Yeah, and to different degrees. Hekmatyar is an example -- really not interested in having a discussion. And you also have to bear in mind that, at some point, when you look at questions of justice, how far can you go in being willing to reach out and to engage with some of these actors? Many of them have been involved in some pretty horrific crimes.
I guess that's my question. So how far can you go in talking to these guys?
That's a great question, and there is no specific answer. As an example, if Haqqani would come onside and give up bin Laden, would that be a good deal? Imperfect, but yeah, I would take it. …
Husain Haqqani Pakistani ambassador to the U.S.
Do you believe that Baitullah Mehsud was involved in the killing of Benazir Bhutto?

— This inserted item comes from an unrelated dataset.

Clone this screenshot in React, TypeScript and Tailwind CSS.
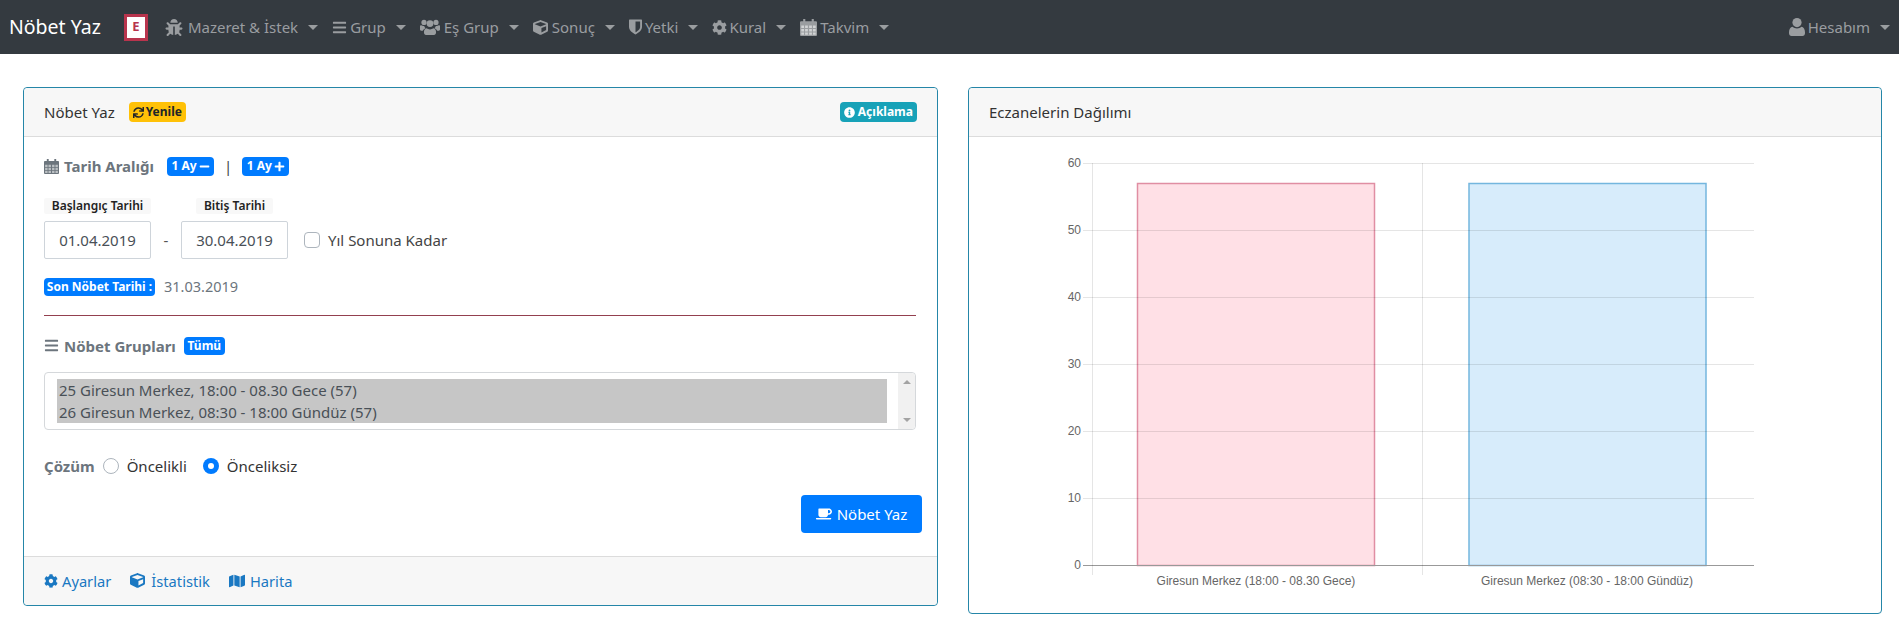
import { FaBug, FaBars, FaCube, FaCog, FaSync, FaInfoCircle, FaMinus, FaPlus, FaCoffee, FaMap } from "react-icons/fa";
import type { ReactNode } from "react";

// the page uses Font Awesome 4 glyphs, these ones differ too much from the fa5 set
function CalendarIcon({ className }: { className: string }) {
  return (
    <svg viewBox="0 0 16 16" className={className} fill="currentColor">
      <path d="M3 0h2v2h6V0h2v2h2a1 1 0 0 1 1 1v12a1 1 0 0 1-1 1H1a1 1 0 0 1-1-1V3a1 1 0 0 1 1-1h2z" />
      <path
        fill="#ffffff"
        fillOpacity="0.55"
        d="M1.2 6h2.6v2.4H1.2zM4.8 6h2.6v2.4H4.8zM8.6 6h2.6v2.4H8.6zM12.2 6h2.6v2.4h-2.6zM1.2 9.4h2.6v2.4H1.2zM4.8 9.4h2.6v2.4H4.8zM8.6 9.4h2.6v2.4H8.6zM12.2 9.4h2.6v2.4h-2.6zM1.2 12.6h2.6v2.2H1.2zM4.8 12.6h2.6v2.2H4.8zM8.6 12.6h2.6v2.2H8.6zM12.2 12.6h2.6v2.2h-2.6z"
      />
    </svg>
  );
}

function UsersIcon({ className }: { className: string }) {
  return (
    <svg viewBox="0 0 20 16" className={className} fill="currentColor">
      <circle cx="4" cy="3.4" r="2.6" />
      <circle cx="16" cy="3.4" r="2.6" />
      <circle cx="10" cy="4.6" r="3.4" />
      <path d="M0 7.2c0-.8.6-1.2 1.2-1 .8.5 1.8.8 3 .7.2.9.7 1.7 1.4 2.3-1.3.4-2.3 1.3-2.8 2.5H1.2C.4 11.7 0 11.3 0 10.6z" />
      <path d="M20 7.2c0-.8-.6-1.2-1.2-1-.8.5-1.8.8-3 .7-.2.9-.7 1.7-1.4 2.3 1.3.4 2.3 1.3 2.8 2.5h1.6c.8 0 1.2-.4 1.2-1.1z" />
      <path d="M6.5 9.3c1 .7 2.2 1.1 3.5 1.1s2.5-.4 3.5-1.1c1.5.3 2.5 1.7 2.5 3.4v1.1c0 1.2-.8 2.2-2 2.2H6c-1.2 0-2-1-2-2.2v-1.1c0-1.7 1-3.1 2.5-3.4z" />
    </svg>
  );
}

function ShieldIcon({ className }: { className: string }) {
  return (
    <svg viewBox="0 0 14 16" className={className} fill="currentColor">
      <path
        fillRule="evenodd"
        d="M.6 0h12.8c.3 0 .6.3.6.6V8c0 4-4.600 6.900-7 8-2.400-1.100-7-4-7-8V.6C0 .3.300 0 .6 0zM7 2v11.700c1.800-1 5-3.200 5-5.700V2z"
      />
    </svg>
  );
}

function UserIcon({ className }: { className: string }) {
  return (
    <svg viewBox="0 0 16 18" className={className} fill="currentColor">
      <circle cx="8" cy="4.6" r="4.6" />
      <path d="M3.6 8.800C4.700 9.900 6.300 10.500 8 10.500s3.300-.6 4.400-1.700c2.200.3 3.600 2.600 3.600 5.400v1c0 1.600-1 2.800-2.600 2.800H2.600C1 18 0 16.800 0 15.200v-1c0-2.800 1.400-5.100 3.600-5.400z" />
    </svg>
  );
}

const menu = [
  { label: "Mazeret & İstek", icon: <FaBug className="h-[17px] w-[18px]" />, gap: "gap-[5px]" },
  { label: "Grup", icon: <FaBars className="size-[15px]" />, gap: "gap-[3px]" },
  { label: "Eş Grup", icon: <UsersIcon className="h-[16px] w-[20px]" />, gap: "gap-[4px]" },
  { label: "Sonuç", icon: <FaCube className="size-[15px]" />, gap: "gap-[4px]" },
  { label: "Yetki", icon: <ShieldIcon className="h-[16px] w-[13px]" />, gap: "gap-[3px]" },
  { label: "Kural", icon: <FaCog className="size-[15px]" />, gap: "gap-[2px]" },
  { label: "Takvim", icon: <CalendarIcon className="size-[17px]" />, gap: "gap-[3px]" },
];

function Caret() {
  return <span className="ml-[10px] border-x-[5px] border-t-[5px] border-x-transparent border-t-current" />;
}

function Badge({ children, className }: { children: ReactNode; className: string }) {
  return (
    <span className={`inline-flex items-center justify-center rounded-[4px] text-[12px] leading-none font-bold ${className}`}>
      {children}
    </span>
  );
}

function Card({ className, children }: { className: string; children: ReactNode }) {
  return (
    <section className={`flex flex-col rounded-[4px] border border-[#2586a8] bg-white ${className}`}>{children}</section>
  );
}

function CardHeader({ children }: { children: ReactNode }) {
  return (
    <div className="flex h-[49px] shrink-0 items-center rounded-t-[4px] border-b border-[#dcdcdc] bg-[#f7f7f7] px-5 text-[15px] text-[#333]">
      {children}
    </div>
  );
}

function DateField({ label, value }: { label: string; value: string }) {
  return (
    <div className="flex w-[107px] flex-col items-center">
      <span className="mb-[7px] h-[16px] rounded-[2px] bg-[#f8f8f8] px-2 text-[12px] leading-[16px] font-semibold whitespace-nowrap text-[#222]">
        {label}
      </span>
      <div className="flex h-[38px] w-full items-center justify-center rounded-[2px] border border-[#ced4da] text-[15px] text-[#495057]">
        {value}
      </div>
    </div>
  );
}

function Radio({ label, checked }: { label: string; checked?: boolean }) {
  return (
    <label className="flex items-center gap-2 text-[15px] text-[#333]">
      <span
        className={
          checked
            ? "flex size-4 items-center justify-center rounded-full bg-[#007bff]"
            : "size-4 rounded-full border border-[#adb5bd] bg-white"
        }
      >
        {checked && <span className="size-[6px] rounded-full bg-white" />}
      </span>
      {label}
    </label>
  );
}

function Chart() {
  const ticks = [60, 50, 40, 30, 20, 10, 0];
  return (
    <svg width="912" height="476" className="block" style={{ fontFamily: "'Liberation Sans', sans-serif" }}>
      {/* svg origin sits at x=969, y=137 on the page */}
      <rect x="168.5" y="46.5" width="237" height="382" fill="#ff6384" fillOpacity="0.2" stroke="#e08ea3" strokeWidth="1.5" />
      <rect x="500" y="46.5" width="237" height="382" fill="#36a2eb" fillOpacity="0.2" stroke="#74b6de" strokeWidth="1.5" />
      {ticks.map((t, i) => {
        const y = 26.5 + i * 67;
        return (
          <g key={t}>
            <line x1={114} x2={785} y1={y} y2={y} stroke={t === 0 ? "#999" : "#000"} strokeOpacity={t === 0 ? 1 : 0.1} />
            <text x={112} y={y + 3} textAnchor="end" fontSize="12" fill="#666">
              {t}
            </text>
          </g>
        );
      })}
      <line x1={123.5} x2={123.5} y1={26} y2={438} stroke="#000" strokeOpacity="0.1" />
      <line x1={453.5} x2={453.5} y1={26} y2={438} stroke="#000" strokeOpacity="0.1" />
      <text x={287} y={448} textAnchor="middle" fontSize="12" fill="#666">
        Giresun Merkez (18:00 - 08.30 Gece)
      </text>
      <text x={618} y={448} textAnchor="middle" fontSize="12" fill="#666">
        Giresun Merkez (08:30 - 18:00 Gündüz)
      </text>
    </svg>
  );
}

export default function App() {
  return (
    <div className="min-h-[625px] bg-white font-['Noto_Sans',sans-serif]">
      <nav className="flex h-[54px] items-center bg-[#343a40] pr-[9px] pl-[9px]">
        <span className="text-[19.5px] text-white">Nöbet Yaz</span>
        <span className="ml-[23px] flex h-[27px] w-[24px] items-center justify-center border-[3px] border-[#b8344d] bg-white text-[13px] font-bold text-[#b8344d]">
          E
        </span>
        <div className="ml-[17px] flex items-center gap-[14px]">
          {menu.map((m) => (
            <a key={m.label} className={`flex items-center text-[15px] text-[#9a9da0] ${m.gap}`}>
              {m.icon}
              <span className="flex items-center">
                {m.label}
                <Caret />
              </span>
            </a>
          ))}
        </div>
        <a className="ml-auto flex items-center gap-[3px] text-[15px] text-[#9a9da0]">
          <UserIcon className="h-[18px] w-[16px]" />
          <span className="flex items-center">
            Hesabım
            <Caret />
          </span>
        </a>
      </nav>

      <main className="flex items-start gap-[30px] pt-[33px] pl-[23px]">
        <Card className="h-[519px] w-[915px]">
          <CardHeader>
            Nöbet Yaz
            <Badge className="ml-[14px] h-5 gap-[2px] bg-[#ffc107] px-1 text-[#212529]">
              <FaSync className="size-[11px]" />
              Yenile
            </Badge>
            <Badge className="ml-auto h-5 gap-[3px] bg-[#17a2b8] px-1 text-white">
              <FaInfoCircle className="size-[11px]" />
              Açıklama
            </Badge>
          </CardHeader>

          <div className="flex flex-1 flex-col px-5 pt-[19px]">
            <div className="flex h-[20px] items-center text-[#6c757d]">
              <CalendarIcon className="size-[15px]" />
              <span className="ml-[5px] text-[15px] font-bold">Tarih Aralığı</span>
              <Badge className="ml-[13px] h-[19px] w-[47px] gap-[2px] bg-[#007bff] text-white">
                1 Ay
                <FaMinus className="size-[11px]" />
              </Badge>
              <span className="mx-[10px] text-[15px] text-[#444]">|</span>
              <Badge className="h-[19px] w-[47px] gap-[2px] bg-[#007bff] text-white">
                1 Ay
                <FaPlus className="size-[11px]" />
              </Badge>
            </div>

            <div className="mt-[22px] flex items-end">
              <DateField label="Başlangıç Tarihi" value="01.04.2019" />
              <span className="flex h-[38px] w-[30px] items-center justify-center text-[15px] text-[#555]">-</span>
              <DateField label="Bitiş Tarihi" value="30.04.2019" />
              <label className="ml-4 flex h-[38px] items-center gap-2 text-[15px] text-[#444]">
                <span className="size-4 rounded-[4px] border border-[#adb5bd] bg-white" />
                Yıl Sonuna Kadar
              </label>
            </div>

            <div className="mt-[17px] flex items-center">
              <Badge className="h-[18px] w-[111px] bg-[#007bff] text-white">Son Nöbet Tarihi :</Badge>
              <span className="ml-[9px] text-[14.5px] text-[#6c757d]">31.03.2019</span>
            </div>

            <div className="mt-[17px] mr-[1px] border-t border-[#93404f]" />

            <div className="mt-[20px] flex h-[20px] items-center text-[#6c757d]">
              <FaBars className="size-[15px]" />
              <span className="ml-[5px] text-[15px] font-bold">Nöbet Grupları</span>
              <Badge className="ml-2 h-[18px] w-[41px] bg-[#007bff] text-white">Tümü</Badge>
            </div>

            <div className="mt-[16px] mr-[1px] flex h-[58px] rounded-[4px] border border-[#d5d8db]">
              <div className="flex flex-1 py-[6px] pr-[11px] pl-[12px]">
                <div className="flex-1 bg-[#c6c6c6] pl-[2px] text-[15px] leading-[22px] text-[#495057]">
                  <div>25 Giresun Merkez, 18:00 - 08.30 Gece (57)</div>
                  <div>26 Giresun Merkez, 08:30 - 18:00 Gündüz (57)</div>
                </div>
              </div>
              <div className="flex w-[17px] flex-col items-center justify-between rounded-r-[4px] bg-[#f1f1f1] py-[7px]">
                <span className="border-x-[4px] border-b-[4px] border-x-transparent border-b-[#a3a3a3]" />
                <span className="border-x-[4px] border-t-[4px] border-x-transparent border-t-[#a3a3a3]" />
              </div>
            </div>

            <div className="mt-[25px] flex h-[22px] items-center">
              <span className="text-[15px] font-bold text-[#6c757d]">Çözüm</span>
              <div className="ml-2 flex items-center gap-4">
                <Radio label="Öncelikli" />
                <Radio label="Önceliksiz" checked />
              </div>
            </div>

            <div className="mt-[18px] -mr-[5px] flex justify-end">
              <button className="flex h-[38px] w-[121px] items-center justify-center gap-[5px] rounded-[4px] bg-[#007bff] text-[15px] text-white">
                <FaCoffee className="size-[16px]" />
                Nöbet Yaz
              </button>
            </div>
          </div>

          <div className="flex h-[49px] shrink-0 items-center gap-[19px] rounded-b-[4px] border-t border-[#dcdcdc] bg-[#f7f7f7] px-5 text-[14.7px] text-[#1a78c2]">
            <a className="flex items-center gap-[4px]">
              <FaCog className="size-[14px]" />
              Ayarlar
            </a>
            <a className="flex items-center gap-[6px]">
              <FaCube className="size-[15px]" />
              İstatistik
            </a>
            <a className="flex items-center gap-[5px]">
              <FaMap className="size-[16px]" />
              Harita
            </a>
          </div>
        </Card>

        <Card className="h-[527px] w-[914px]">
          <CardHeader>Eczanelerin Dağılımı</CardHeader>
          <Chart />
        </Card>
      </main>
    </div>
  );
}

I think that [Pakistani Taliban leader] Baitullah Mehsud is one of the suspects. But I don't think that there is evidence to say that the case is sealed and finally decided. I think we should wait for the United Nations inquiry into the matter and wait for the investigation.
The Pakistani Taliban have gained power over the last several years, so much so that they now surround and threaten Peshawar, one of your largest cities.
I think that we are a few months behind on that one. I think they did threaten Peshawar or attempted to threaten Peshawar a few months ago. But they have now been evicted from Khyber Agency from where they did that.